-- START OF RECORDED INFORMATION --

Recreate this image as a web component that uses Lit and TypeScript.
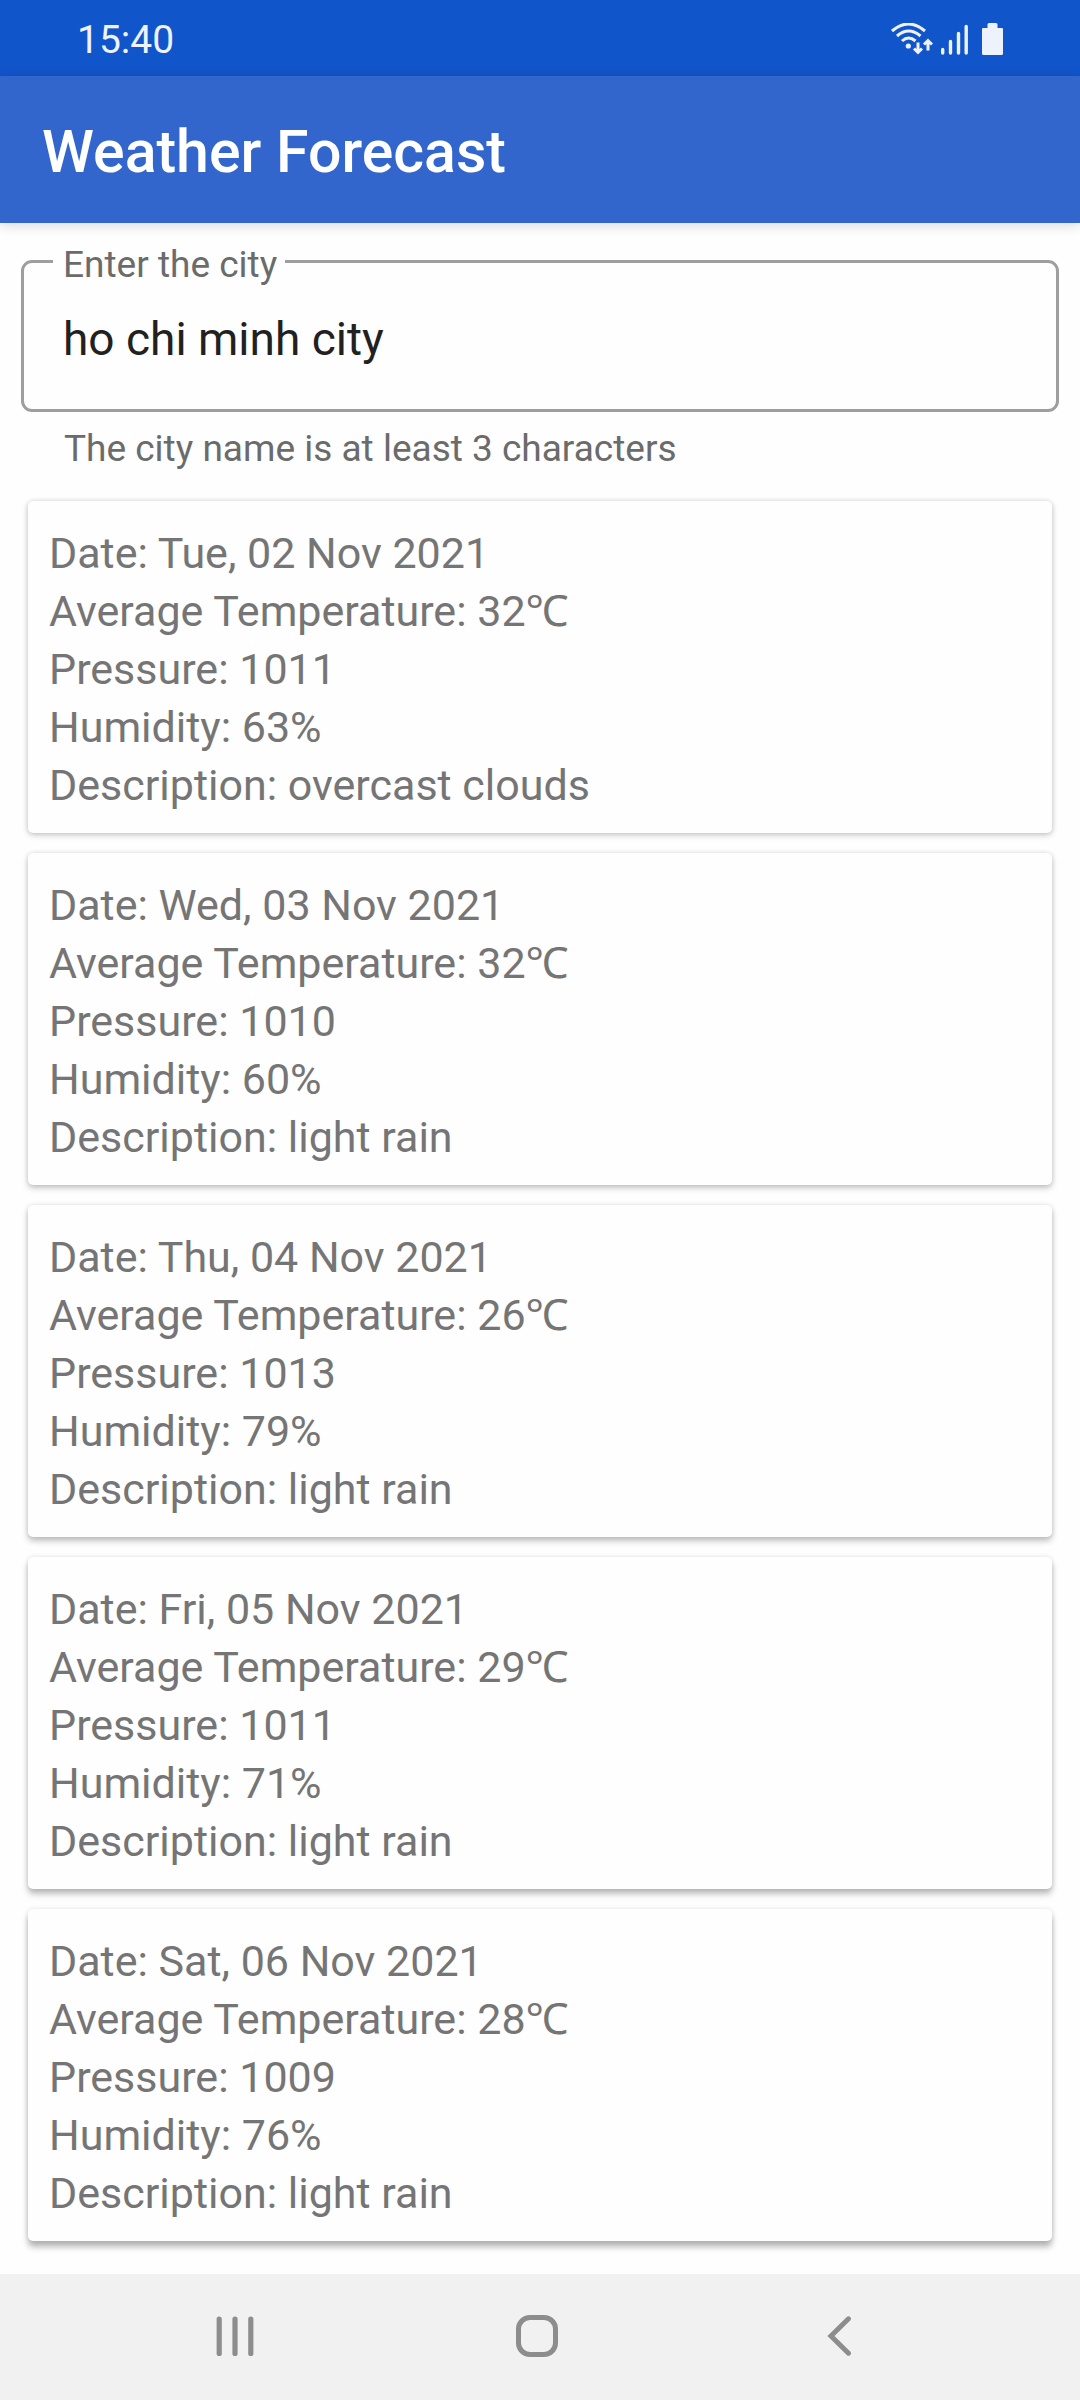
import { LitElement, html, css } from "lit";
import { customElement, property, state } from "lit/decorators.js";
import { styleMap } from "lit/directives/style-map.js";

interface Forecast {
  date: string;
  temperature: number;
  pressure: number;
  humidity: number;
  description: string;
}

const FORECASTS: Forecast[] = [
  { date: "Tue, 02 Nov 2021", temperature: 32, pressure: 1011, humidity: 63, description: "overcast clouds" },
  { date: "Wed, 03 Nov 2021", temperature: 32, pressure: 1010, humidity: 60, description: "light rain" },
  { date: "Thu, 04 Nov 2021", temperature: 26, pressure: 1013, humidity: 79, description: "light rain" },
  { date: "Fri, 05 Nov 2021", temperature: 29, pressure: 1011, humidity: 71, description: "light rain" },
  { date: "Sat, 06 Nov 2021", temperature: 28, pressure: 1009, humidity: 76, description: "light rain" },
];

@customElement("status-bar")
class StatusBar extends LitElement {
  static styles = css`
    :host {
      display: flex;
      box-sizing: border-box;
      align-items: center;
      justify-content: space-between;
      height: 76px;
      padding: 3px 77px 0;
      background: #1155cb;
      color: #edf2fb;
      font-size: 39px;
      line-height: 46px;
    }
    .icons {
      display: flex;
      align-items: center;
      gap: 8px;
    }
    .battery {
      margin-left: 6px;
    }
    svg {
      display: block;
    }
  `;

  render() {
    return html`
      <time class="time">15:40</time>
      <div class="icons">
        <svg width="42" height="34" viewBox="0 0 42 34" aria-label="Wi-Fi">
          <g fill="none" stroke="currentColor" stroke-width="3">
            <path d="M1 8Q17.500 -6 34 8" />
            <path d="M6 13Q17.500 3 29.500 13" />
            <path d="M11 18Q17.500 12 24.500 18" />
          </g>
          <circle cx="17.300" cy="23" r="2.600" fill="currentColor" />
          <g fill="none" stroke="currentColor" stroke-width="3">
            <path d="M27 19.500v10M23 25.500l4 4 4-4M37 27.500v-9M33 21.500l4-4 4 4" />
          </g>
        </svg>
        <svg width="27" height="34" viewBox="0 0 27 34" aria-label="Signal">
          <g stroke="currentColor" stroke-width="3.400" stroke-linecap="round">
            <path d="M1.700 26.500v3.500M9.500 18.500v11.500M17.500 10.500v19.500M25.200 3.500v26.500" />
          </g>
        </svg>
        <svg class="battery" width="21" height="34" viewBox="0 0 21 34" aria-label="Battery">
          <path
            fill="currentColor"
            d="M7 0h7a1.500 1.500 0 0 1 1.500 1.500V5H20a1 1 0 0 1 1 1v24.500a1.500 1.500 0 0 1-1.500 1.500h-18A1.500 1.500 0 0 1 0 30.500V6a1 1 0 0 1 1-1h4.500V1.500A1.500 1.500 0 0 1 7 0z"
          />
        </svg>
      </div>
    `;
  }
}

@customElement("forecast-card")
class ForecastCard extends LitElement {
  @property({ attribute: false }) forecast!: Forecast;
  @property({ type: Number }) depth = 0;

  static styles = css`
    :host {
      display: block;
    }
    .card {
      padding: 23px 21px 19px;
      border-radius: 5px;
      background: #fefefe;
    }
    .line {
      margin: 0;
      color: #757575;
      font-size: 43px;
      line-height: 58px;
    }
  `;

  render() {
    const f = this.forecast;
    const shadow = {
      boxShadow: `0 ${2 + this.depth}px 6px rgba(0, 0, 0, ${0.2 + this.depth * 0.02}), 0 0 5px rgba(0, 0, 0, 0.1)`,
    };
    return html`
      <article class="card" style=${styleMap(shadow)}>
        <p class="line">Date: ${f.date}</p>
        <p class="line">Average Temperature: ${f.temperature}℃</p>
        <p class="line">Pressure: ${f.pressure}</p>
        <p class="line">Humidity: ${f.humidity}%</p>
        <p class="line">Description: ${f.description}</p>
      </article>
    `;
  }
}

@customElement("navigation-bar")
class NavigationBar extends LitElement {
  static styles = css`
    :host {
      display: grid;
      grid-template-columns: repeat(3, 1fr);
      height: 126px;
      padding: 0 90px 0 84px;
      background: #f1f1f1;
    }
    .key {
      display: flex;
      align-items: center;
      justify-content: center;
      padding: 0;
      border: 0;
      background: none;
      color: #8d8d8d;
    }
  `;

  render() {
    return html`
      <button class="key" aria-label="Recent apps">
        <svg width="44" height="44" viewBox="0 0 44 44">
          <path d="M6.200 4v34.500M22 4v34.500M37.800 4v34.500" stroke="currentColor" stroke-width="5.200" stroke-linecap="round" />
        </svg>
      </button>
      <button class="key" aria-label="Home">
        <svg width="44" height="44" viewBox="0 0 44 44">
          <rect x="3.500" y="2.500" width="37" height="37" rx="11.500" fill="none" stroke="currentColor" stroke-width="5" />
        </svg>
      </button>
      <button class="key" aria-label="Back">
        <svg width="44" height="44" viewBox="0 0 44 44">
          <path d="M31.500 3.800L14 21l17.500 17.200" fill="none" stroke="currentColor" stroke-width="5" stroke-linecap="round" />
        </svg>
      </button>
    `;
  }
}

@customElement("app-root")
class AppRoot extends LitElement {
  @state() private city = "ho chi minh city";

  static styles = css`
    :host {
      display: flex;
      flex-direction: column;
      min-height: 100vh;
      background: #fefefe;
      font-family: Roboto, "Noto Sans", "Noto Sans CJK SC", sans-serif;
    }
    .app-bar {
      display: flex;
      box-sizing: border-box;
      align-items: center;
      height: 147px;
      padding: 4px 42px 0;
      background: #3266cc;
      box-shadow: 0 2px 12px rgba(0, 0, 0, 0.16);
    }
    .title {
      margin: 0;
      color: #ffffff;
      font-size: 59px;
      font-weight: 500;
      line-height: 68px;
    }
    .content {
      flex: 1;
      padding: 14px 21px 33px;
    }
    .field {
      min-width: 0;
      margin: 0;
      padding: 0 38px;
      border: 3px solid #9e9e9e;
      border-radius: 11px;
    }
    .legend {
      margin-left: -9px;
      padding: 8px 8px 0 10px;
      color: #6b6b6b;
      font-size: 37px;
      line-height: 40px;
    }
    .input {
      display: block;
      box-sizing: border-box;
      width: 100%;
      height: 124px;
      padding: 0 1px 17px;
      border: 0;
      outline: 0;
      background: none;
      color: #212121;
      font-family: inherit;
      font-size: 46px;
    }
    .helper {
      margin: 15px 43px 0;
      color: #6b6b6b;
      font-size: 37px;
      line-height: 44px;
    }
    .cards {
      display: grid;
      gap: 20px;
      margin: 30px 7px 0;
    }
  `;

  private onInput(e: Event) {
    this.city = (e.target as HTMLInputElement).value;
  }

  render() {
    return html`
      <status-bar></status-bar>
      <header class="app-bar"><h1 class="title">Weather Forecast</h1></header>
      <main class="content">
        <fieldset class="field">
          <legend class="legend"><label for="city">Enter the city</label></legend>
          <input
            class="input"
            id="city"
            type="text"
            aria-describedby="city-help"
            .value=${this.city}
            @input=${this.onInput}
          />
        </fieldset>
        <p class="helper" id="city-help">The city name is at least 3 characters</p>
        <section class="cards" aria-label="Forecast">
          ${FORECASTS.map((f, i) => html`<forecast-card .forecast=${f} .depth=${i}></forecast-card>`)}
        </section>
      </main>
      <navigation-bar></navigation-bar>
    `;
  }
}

-- END OF RECORDED INFORMATION --

▸ DIRECTIVE: Drop the images and repeat the data exactly.

▸ OUTPUT OF THE EXERCISE:
Recreate this image as a web component that uses Lit and TypeScript.
import { LitElement, html, css } from "lit";
import { customElement, property, state } from "lit/decorators.js";
import { styleMap } from "lit/directives/style-map.js";

interface Forecast {
  date: string;
  temperature: number;
  pressure: number;
  humidity: number;
  description: string;
}

const FORECASTS: Forecast[] = [
  { date: "Tue, 02 Nov 2021", temperature: 32, pressure: 1011, humidity: 63, description: "overcast clouds" },
  { date: "Wed, 03 Nov 2021", temperature: 32, pressure: 1010, humidity: 60, description: "light rain" },
  { date: "Thu, 04 Nov 2021", temperature: 26, pressure: 1013, humidity: 79, description: "light rain" },
  { date: "Fri, 05 Nov 2021", temperature: 29, pressure: 1011, humidity: 71, description: "light rain" },
  { date: "Sat, 06 Nov 2021", temperature: 28, pressure: 1009, humidity: 76, description: "light rain" },
];

@customElement("status-bar")
class StatusBar extends LitElement {
  static styles = css`
    :host {
      display: flex;
      box-sizing: border-box;
      align-items: center;
      justify-content: space-between;
      height: 76px;
      padding: 3px 77px 0;
      background: #1155cb;
      color: #edf2fb;
      font-size: 39px;
      line-height: 46px;
    }
    .icons {
      display: flex;
      align-items: center;
      gap: 8px;
    }
    .battery {
      margin-left: 6px;
    }
    svg {
      display: block;
    }
  `;

  render() {
    return html`
      <time class="time">15:40</time>
      <div class="icons">
        <svg width="42" height="34" viewBox="0 0 42 34" aria-label="Wi-Fi">
          <g fill="none" stroke="currentColor" stroke-width="3">
            <path d="M1 8Q17.500 -6 34 8" />
            <path d="M6 13Q17.500 3 29.500 13" />
            <path d="M11 18Q17.500 12 24.500 18" />
          </g>
          <circle cx="17.300" cy="23" r="2.600" fill="currentColor" />
          <g fill="none" stroke="currentColor" stroke-width="3">
            <path d="M27 19.500v10M23 25.500l4 4 4-4M37 27.500v-9M33 21.500l4-4 4 4" />
          </g>
        </svg>
        <svg width="27" height="34" viewBox="0 0 27 34" aria-label="Signal">
          <g stroke="currentColor" stroke-width="3.400" stroke-linecap="round">
            <path d="M1.700 26.500v3.500M9.500 18.500v11.500M17.500 10.500v19.500M25.200 3.500v26.500" />
          </g>
        </svg>
        <svg class="battery" width="21" height="34" viewBox="0 0 21 34" aria-label="Battery">
          <path
            fill="currentColor"
            d="M7 0h7a1.500 1.500 0 0 1 1.500 1.500V5H20a1 1 0 0 1 1 1v24.500a1.500 1.500 0 0 1-1.500 1.500h-18A1.500 1.500 0 0 1 0 30.500V6a1 1 0 0 1 1-1h4.500V1.500A1.500 1.500 0 0 1 7 0z"
          />
        </svg>
      </div>
    `;
  }
}

@customElement("forecast-card")
class ForecastCard extends LitElement {
  @property({ attribute: false }) forecast!: Forecast;
  @property({ type: Number }) depth = 0;

  static styles = css`
    :host {
      display: block;
    }
    .card {
      padding: 23px 21px 19px;
      border-radius: 5px;
      background: #fefefe;
    }
    .line {
      margin: 0;
      color: #757575;
      font-size: 43px;
      line-height: 58px;
    }
  `;

  render() {
    const f = this.forecast;
    const shadow = {
      boxShadow: `0 ${2 + this.depth}px 6px rgba(0, 0, 0, ${0.2 + this.depth * 0.02}), 0 0 5px rgba(0, 0, 0, 0.1)`,
    };
    return html`
      <article class="card" style=${styleMap(shadow)}>
        <p class="line">Date: ${f.date}</p>
        <p class="line">Average Temperature: ${f.temperature}℃</p>
        <p class="line">Pressure: ${f.pressure}</p>
        <p class="line">Humidity: ${f.humidity}%</p>
        <p class="line">Description: ${f.description}</p>
      </article>
    `;
  }
}

@customElement("navigation-bar")
class NavigationBar extends LitElement {
  static styles = css`
    :host {
      display: grid;
      grid-template-columns: repeat(3, 1fr);
      height: 126px;
      padding: 0 90px 0 84px;
      background: #f1f1f1;
    }
    .key {
      display: flex;
      align-items: center;
      justify-content: center;
      padding: 0;
      border: 0;
      background: none;
      color: #8d8d8d;
    }
  `;

  render() {
    return html`
      <button class="key" aria-label="Recent apps">
        <svg width="44" height="44" viewBox="0 0 44 44">
          <path d="M6.200 4v34.500M22 4v34.500M37.800 4v34.500" stroke="currentColor" stroke-width="5.200" stroke-linecap="round" />
        </svg>
      </button>
      <button class="key" aria-label="Home">
        <svg width="44" height="44" viewBox="0 0 44 44">
          <rect x="3.500" y="2.500" width="37" height="37" rx="11.500" fill="none" stroke="currentColor" stroke-width="5" />
        </svg>
      </button>
      <button class="key" aria-label="Back">
        <svg width="44" height="44" viewBox="0 0 44 44">
          <path d="M31.500 3.800L14 21l17.500 17.200" fill="none" stroke="currentColor" stroke-width="5" stroke-linecap="round" />
        </svg>
      </button>
    `;
  }
}

@customElement("app-root")
class AppRoot extends LitElement {
  @state() private city = "ho chi minh city";

  static styles = css`
    :host {
      display: flex;
      flex-direction: column;
      min-height: 100vh;
      background: #fefefe;
      font-family: Roboto, "Noto Sans", "Noto Sans CJK SC", sans-serif;
    }
    .app-bar {
      display: flex;
      box-sizing: border-box;
      align-items: center;
      height: 147px;
      padding: 4px 42px 0;
      background: #3266cc;
      box-shadow: 0 2px 12px rgba(0, 0, 0, 0.16);
    }
    .title {
      margin: 0;
      color: #ffffff;
      font-size: 59px;
      font-weight: 500;
      line-height: 68px;
    }
    .content {
      flex: 1;
      padding: 14px 21px 33px;
    }
    .field {
      min-width: 0;
      margin: 0;
      padding: 0 38px;
      border: 3px solid #9e9e9e;
      border-radius: 11px;
    }
    .legend {
      margin-left: -9px;
      padding: 8px 8px 0 10px;
      color: #6b6b6b;
      font-size: 37px;
      line-height: 40px;
    }
    .input {
      display: block;
      box-sizing: border-box;
      width: 100%;
      height: 124px;
      padding: 0 1px 17px;
      border: 0;
      outline: 0;
      background: none;
      color: #212121;
      font-family: inherit;
      font-size: 46px;
    }
    .helper {
      margin: 15px 43px 0;
      color: #6b6b6b;
      font-size: 37px;
      line-height: 44px;
    }
    .cards {
      display: grid;
      gap: 20px;
      margin: 30px 7px 0;
    }
  `;

  private onInput(e: Event) {
    this.city = (e.target as HTMLInputElement).value;
  }

  render() {
    return html`
      <status-bar></status-bar>
      <header class="app-bar"><h1 class="title">Weather Forecast</h1></header>
      <main class="content">
        <fieldset class="field">
          <legend class="legend"><label for="city">Enter the city</label></legend>
          <input
            class="input"
            id="city"
            type="text"
            aria-describedby="city-help"
            .value=${this.city}
            @input=${this.onInput}
          />
        </fieldset>
        <p class="helper" id="city-help">The city name is at least 3 characters</p>
        <section class="cards" aria-label="Forecast">
          ${FORECASTS.map((f, i) => html`<forecast-card .forecast=${f} .depth=${i}></forecast-card>`)}
        </section>
      </main>
      <navigation-bar></navigation-bar>
    `;
  }
}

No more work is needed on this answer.